Posted on 12/20/2005 4:02:40 AM PST by mcg2000

NASHVILLE, Tenn. (AP) -- Gov. Phil Bredesen on Monday called the General Assembly into special session next month, and urged lawmakers to pass strong ethics legislation to help restore public trust in elected officials after a scandal-filled year.

Beginning Jan. 10, lawmakers will evaluate proposed legislation covering several areas including the creation of an independent ethics commission, increased disclosure and regulation of lobbyists, open operation of government and changes to campaign finance laws.

Ethics issues took on a greater urgency following the Tennessee Waltz government corruption sting in May that led to bribery charges against five current or former legislators plus a lobbyist and a political operative described as a bag man.

"The events of this past year, while difficult for us all, have brought us to a moment of unprecedented opportunity for change," Bredesen said in a news release.

The special session is scheduled to begin at 11 a.m. - one hour before lawmakers had been slated to start the regular session.

House Speaker Jimmy Naifeh, D-Covington, has said he expects the special session to be completed within three weeks.

Lawmakers already have some familiarity with the proposed legislation because of a series informational sessions held this month, House Majority Leader Kim McMillan said.

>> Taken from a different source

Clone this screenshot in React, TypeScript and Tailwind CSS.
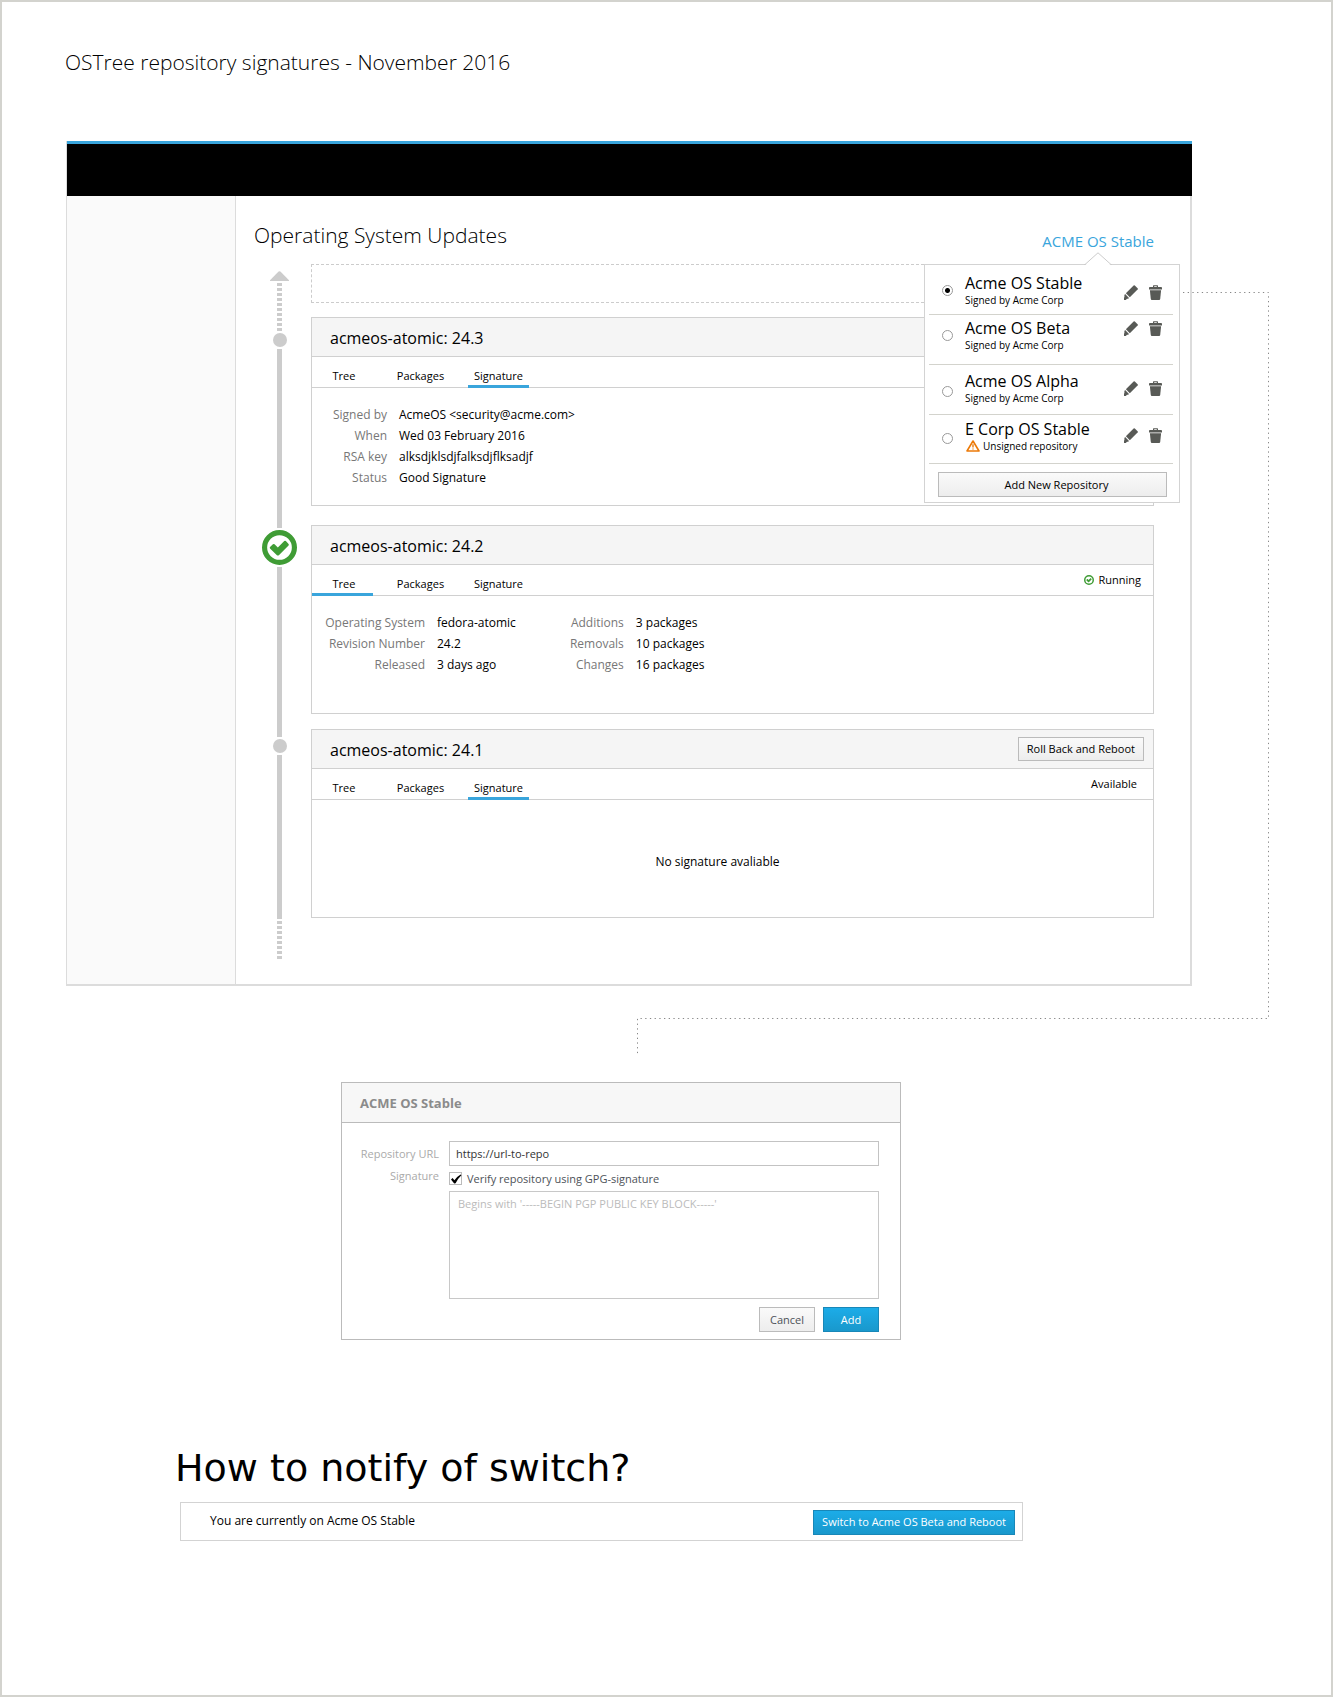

That should help usher a 93-page bill toward passage, she said.

"I don't know that there will be any battles, (but) I think there will be some discussion and I believe a lot of that has already started," said McMillan, D-Clarksville.

Some legislators have questioned what level of lobbying disclosure is necessary, and whether there is a need to create an independent ethics commission when the state already has a Registry of Election Finance, she said.

Bredesen has said he plans to keep a low profile during the special session.

"We've been trying to play a leadership role behind the scenes," he said last week. "I would like this to be the Legislature's package."

Bredesen said he doesn't plan to shame lawmakers into making substantial changes to the state's ethics laws.

"It's one thing to come from the outside and strike everybody by the ears and tell them what to do, but that never lasts...," Bredesen said. "It's not a matter of I stand up and say 'here's some set of rules and standards and you better pass them or else I'm going to embarrass you publicly, or something like that.'

"I don't think you ever get what you need out of that kind of thing," he said.

Bredesen declined to include any specific language in the call relating to problems at the Tennessee Highway Patrol. Allegations of political favoritism and mismanagement at the patrol and the state Department of Safety culminated in the resignation of three top officials earlier this month.

Bredesen has said that he wants to wait for the results of a preliminary analysis by security consultant Kroll Inc. before considering any new legislation. Kroll's report is not expected to be complete until the end of next month.

State Republican Party chairman Bob Davis criticized the decision to leave the patrol off the call.

"While a special session is important to deal with the ethics issues important to Tennesseans, Gov. Bredesen should lead by example and clean up his own house first to restore the trust of Tennesseans," Davis said in a statement. "The controversy surrounding the Tennessee Highway Patrol is a start."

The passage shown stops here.